This gorgeous gift was given to me by my dear friend Page, who has an absolutely splendid sensitivity to proportion—what I call design. The great thing about piling lots and lots of odds and ends is that if one part of the design is out of balance it's easy enough to keep adding another bow there or a ribbon here until the thing more or less looks cohesive and balanced—at least, until one runs out of package top on which to stick stuff, which I admit to doing a time or two!
But to ensure that a mere three or four elements co-ordinate perfectly with each other requires a good deal more careful planning. Let be also said that Page doesn't really care to fill her basement with squashed bows and bright orange ribbons that match nothing else; instead, she actually (gasp) goes out purchases ribbons and bows, in the quantity she needs, and that match the paper.
But the results, as you see, are spectacular.
Pleated & metallic ribbon, metallic paper, matching bows. For wrapping Page did in 2001, see below: click on the images for a 500 pixel wide version.
Page definitely belongs to the school that believes all that glitters is golden...I just love the many variations—matte, shiny, smooth, crinkled.
These samples were photographed long after the gift was unwrapped—so the less than crisp corners are a fault of a photographer too lazy to insert suitable supports.

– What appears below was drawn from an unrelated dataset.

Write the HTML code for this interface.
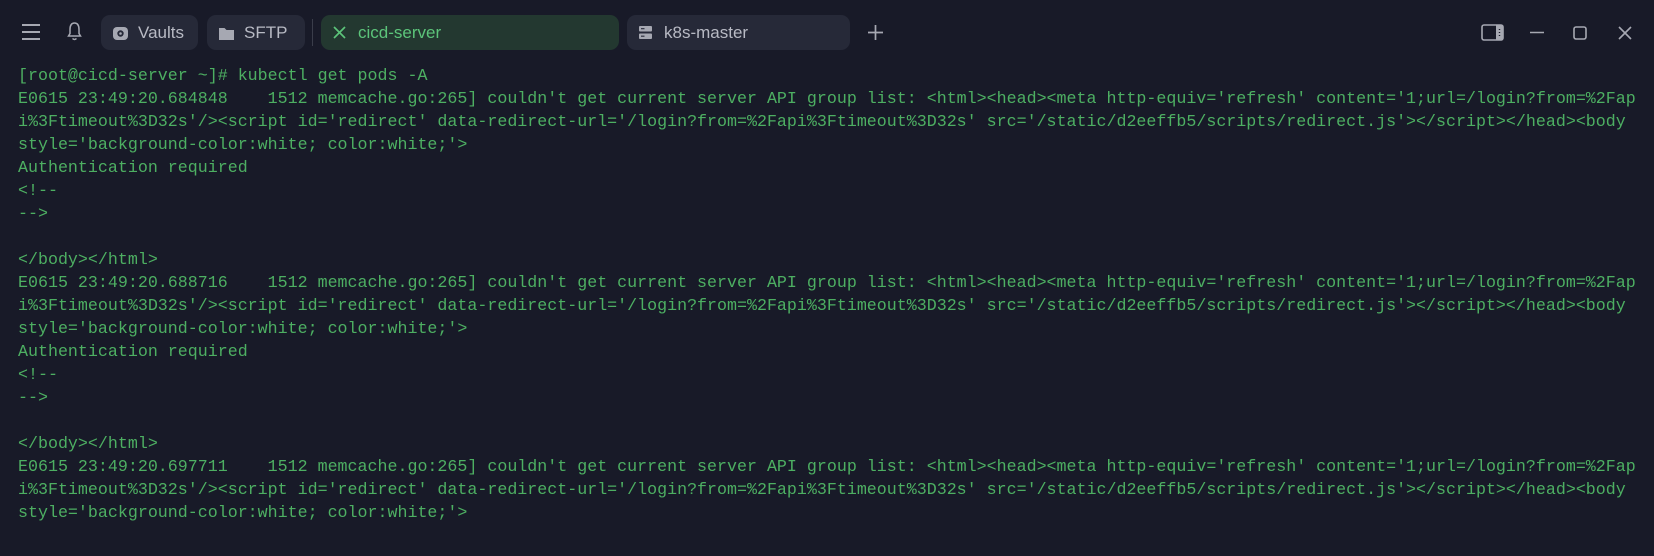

Again, Page explores what I think of the perfect rich, traditional Christmas decorating schemes—the ones that make you think of wonderful feasts in Victorian England: burgundy velvet, gold, pine cones from a yule log.
If the example above screams ‘Country Manor’, then this one has all the sensibilities of the art deco 20s, with a bit of entirely appropriate modernity thrown in: the holographic dots (again, my camera doesn't do justice.) It should be obvious by now that my friend really plans her wrapping projects, rather than just rootling around a bunch of stuff and hoping it will all gel. I mean look at how perfectly that bow matches the tulle.